One way or another …
At the end of the day, the economy wins the argument, and the economy is going down. It takes the Fed years to turn the economy around with the help of fiscal stimulus, and both are tapped out now anyway. So, we are coming to that summer inflection point that I have been warning you about all year. (Remember when it happens that you heard that timing here first.)
The manic market is hoping for two mutually exclusive things — a China trade deal that will take away the earnings problems that are now endemic and the lack of China trade deal to press the Fed to preemptively lower interest.
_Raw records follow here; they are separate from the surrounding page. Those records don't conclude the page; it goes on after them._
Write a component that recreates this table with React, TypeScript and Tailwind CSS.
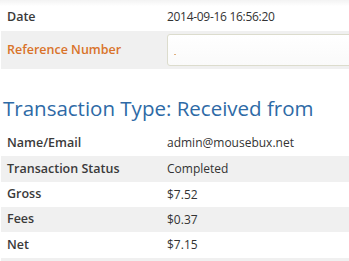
import React from "react"

const rows = [
  { label: "Name/Email", value: "admin@mousebux.net", h: "h-[26px]" },
  { label: "Transaction Status", value: "Completed", h: "h-[26px]" },
  { label: "Gross", value: "$7.52", h: "h-[25px]" },
  { label: "Fees", value: "$0.37", h: "h-[25px]" },
  { label: "Net", value: "$7.15", h: "h-[26px]" },
  { label: "", value: "", h: "h-[26px]" },
]

export default function App() {
  return (
    <div className="w-[349px] h-[261px] overflow-hidden bg-white text-[#333] font-['Open_Sans',sans-serif]">
      {/* Details */}
      <div className="flex items-center h-[31px] bg-gradient-to-b from-[#f3f3f3] to-white to-[20%]">
        <div className="w-[167px] pl-[7px] pt-[3px] text-[12.5px] font-semibold text-[#3a3a3a]">Date</div>
        <div className="pt-[3px] text-[12px] tracking-[-0.3px]">2014-09-16 16:56:20</div>
      </div>
      <div className="flex items-center h-[38px] ml-px bg-[#f0f0f0]">
        <div className="w-[166px] pl-[6px] text-[12.5px] font-semibold text-[#d9732a]">Reference Number</div>
        <div className="flex-1 h-[32px] -mr-2 rounded-[3px] border border-[#dcdccd] bg-gradient-to-b from-white to-[#fafafa] flex items-center pl-[6px]">
          <span className="block w-[2px] h-[1px] mt-[8px] bg-[#e0b080]" />
        </div>
      </div>

      <h2 className="mt-[25px] pl-[3px] text-[20.5px] leading-[28px] font-medium text-[#2e6aa6]">Transaction Type: Received from</h2>

      {/* Transaction table */}
      <div className="mt-[8px]">
        {rows.map((r, i) => (
          <div key={i} className={`flex items-center ${r.h} ${i % 2 === 1 ? "ml-px bg-[#f0f0f0]" : ""}`}>
            <div className={`${i % 2 === 1 ? "w-[166px] pl-[6px]" : "w-[167px] pl-[7px]"} text-[12.5px] font-semibold text-[#3a3a3a]`}>{r.label}</div>
            <div className="text-[12px]">{r.value}</div>
          </div>
        ))}
      </div>
    </div>
  )
}
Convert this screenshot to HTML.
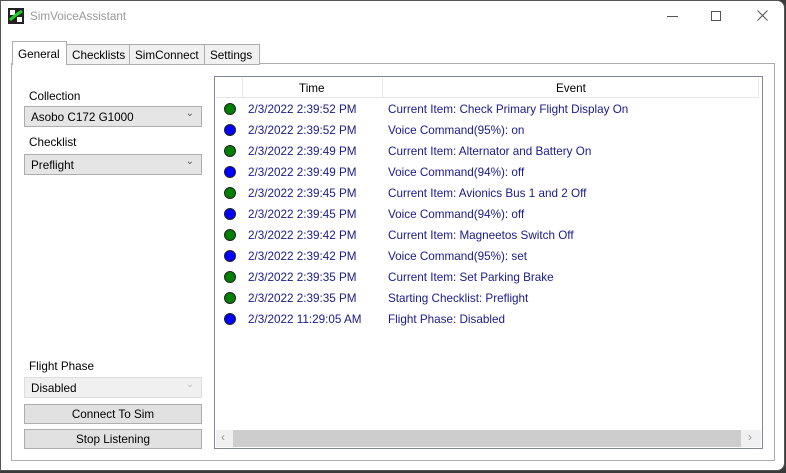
<!DOCTYPE html>
<html><head><style>
*{margin:0;padding:0;box-sizing:border-box}
body{width:786px;height:473px;background:#3a3a3a;font-family:"Liberation Sans",sans-serif;font-size:11.7px;color:#000;position:relative;overflow:hidden}
.win{position:absolute;left:0;top:0;width:785px;height:471px;background:#fff;border:1px solid #555;border-radius:0 8px 8px 0}
.a{position:absolute}
.tab{position:absolute;top:43px;height:21px;border:1px solid #adadad;background:#f0f0f0;padding:4px 5px 0}
.combo{position:absolute;left:23px;width:178px;height:21px;border:1px solid #adadad;background:#e5e5e5;padding:4px 6px}
.combo .c{position:absolute;right:7px;top:1px;font-size:10px;color:#555}
.btn{position:absolute;left:23px;width:178px;border:1px solid #adadad;background:#e1e1e1;text-align:center}
.row{position:absolute;left:215px;height:21px;width:540px;color:#1a1a8a}
.dot{position:absolute;left:8px;top:5px;width:12px;height:12px;border-radius:50%;border:1px solid #222}
.row .t{position:absolute;left:32px;top:5px}
.row .e{position:absolute;left:172px;top:5px}
</style></head><body>
<div class="win">
<svg class="a" style="left:7px;top:7px" width="16" height="16"><rect width="16" height="16" fill="#222"/><rect x="2" y="2" width="5" height="5" fill="#fff"/><rect x="9" y="9" width="5" height="5" fill="#fff"/><path d="M2 12 L8 7 L14 3" stroke="#2c2" stroke-width="3"/></svg>
<div class="a" style="left:29px;top:9px;color:#999">SimVoiceAssistant</div>
<div class="a" style="left:666px;top:15px;width:11px;border-top:1px solid #555"></div>
<div class="a" style="left:710px;top:10px;width:10px;height:10px;border:1px solid #555"></div>
<svg class="a" style="left:756px;top:9px" width="11" height="11"><path d="M0.5 0.5L10.5 10.5M10.5 0.5L0.5 10.5" stroke="#555" stroke-width="1"/></svg>

<div class="a" style="left:10px;top:62px;width:764px;height:398px;border:1px solid #adadad;background:#fff"></div>
<div class="tab" style="left:65px;width:64px">Checklists</div>
<div class="tab" style="left:128px;width:76px">SimConnect</div>
<div class="tab" style="left:203px;width:56px">Settings</div>
<div class="tab" style="left:11px;top:40px;height:24px;width:55px;background:#fff;border-bottom:none;padding-top:6px">General</div>

<div class="a" style="left:28px;top:89px">Collection</div>
<div class="combo" style="top:105px">Asobo C172 G1000<span class="c">⌄</span></div>
<div class="a" style="left:28px;top:135px">Checklist</div>
<div class="combo" style="top:153px">Preflight<span class="c">⌄</span></div>
<div class="a" style="left:28px;top:359px">Flight Phase</div>
<div class="combo" style="top:376px;background:#f0f0f0;border-color:#ddd">Disabled<span class="c" style="color:#bbb">⌄</span></div>
<div class="btn" style="top:403px;height:20px;padding-top:3px">Connect To Sim</div>
<div class="btn" style="top:428px;height:20px;padding-top:3px">Stop Listening</div>

<div class="a" style="left:213px;top:75px;width:549px;height:373px;border:1px solid #828790;background:#fff"></div>
<div class="a" style="left:215px;top:77px;width:543px;height:20px;border-bottom:1px solid #e5e5e5"></div>
<div class="a" style="left:241px;top:77px;width:1px;height:20px;background:#e5e5e5"></div>
<div class="a" style="left:381px;top:77px;width:1px;height:20px;background:#e5e5e5"></div>
<div class="a" style="left:757px;top:77px;width:1px;height:20px;background:#e5e5e5"></div>
<div class="a" style="left:298px;top:81px">Time</div>
<div class="a" style="left:555px;top:81px">Event</div>

<div class="row" style="top:97px"><div class="dot" style="background:#008000"></div><span class="t">2/3/2022 2:39:52 PM</span><span class="e">Current Item: Check Primary Flight Display On</span></div>
<div class="row" style="top:118px"><div class="dot" style="background:#0000ff"></div><span class="t">2/3/2022 2:39:52 PM</span><span class="e">Voice Command(95%): on</span></div>
<div class="row" style="top:139px"><div class="dot" style="background:#008000"></div><span class="t">2/3/2022 2:39:49 PM</span><span class="e">Current Item: Alternator and Battery On</span></div>
<div class="row" style="top:160px"><div class="dot" style="background:#0000ff"></div><span class="t">2/3/2022 2:39:49 PM</span><span class="e">Voice Command(94%): off</span></div>
<div class="row" style="top:181px"><div class="dot" style="background:#008000"></div><span class="t">2/3/2022 2:39:45 PM</span><span class="e">Current Item: Avionics Bus 1 and 2 Off</span></div>
<div class="row" style="top:202px"><div class="dot" style="background:#0000ff"></div><span class="t">2/3/2022 2:39:45 PM</span><span class="e">Voice Command(94%): off</span></div>
<div class="row" style="top:223px"><div class="dot" style="background:#008000"></div><span class="t">2/3/2022 2:39:42 PM</span><span class="e">Current Item: Magneetos Switch Off</span></div>
<div class="row" style="top:244px"><div class="dot" style="background:#0000ff"></div><span class="t">2/3/2022 2:39:42 PM</span><span class="e">Voice Command(95%): set</span></div>
<div class="row" style="top:265px"><div class="dot" style="background:#008000"></div><span class="t">2/3/2022 2:39:35 PM</span><span class="e">Current Item: Set Parking Brake</span></div>
<div class="row" style="top:286px"><div class="dot" style="background:#008000"></div><span class="t">2/3/2022 2:39:35 PM</span><span class="e">Starting Checklist: Preflight</span></div>
<div class="row" style="top:307px"><div class="dot" style="background:#0000ff"></div><span class="t">2/3/2022 11:29:05 AM</span><span class="e">Flight Phase: Disabled</span></div>

<div class="a" style="left:215px;top:429px;width:545px;height:17px;background:#f0f0f0"></div>
<div class="a" style="left:232px;top:429px;width:508px;height:17px;background:#cdcdcd"></div>
<div class="a" style="left:220px;top:429px;color:#999;font-size:12px">‹</div>
<div class="a" style="left:747px;top:429px;color:#999;font-size:12px">›</div>
</div>
</body></html>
It is even irrationally refusing to recognize the historic fact that lowering interest rates when the economy is supposedly in recovery only happens when the Fed believes its recovery is about to fail, and no stock market has ever done well as we are plunging into recession
That’s a lot of crazy, and crazy doesn’t end well.
A sudden move to lowering rates after a year or more of raising them means without fail recession is coming.
With lots of bad economic news in the pipeline — midwest farmers on top of it all — and a stock market that cares only about anything that means more free Fed funds, it’s impossible to know how long the market can climb this wall of worry. Will it just endlessly take all of the bad news as proof of hope for free Fed funds, or will it eventually become exhausted from so much bad news? It is impossible, that is, unless the Fed fails to deliver on the demanded rate cut, in which case there is no question the market throws a tantrum and fails. If you are a market investor, you’re going to be betting everything in July on what the Fed does.
The point here? Either way, the economy fails; and already-fully-priced-in rate cuts won’t give much lift beyond the end of July in a diminishing economy if the Fed comes through, but failed rate cuts pull the rug out from under everything. The market is priced to perfection with little upside potential and a lot of downside. So, roll big for the last little hurrah, or … duck and cover.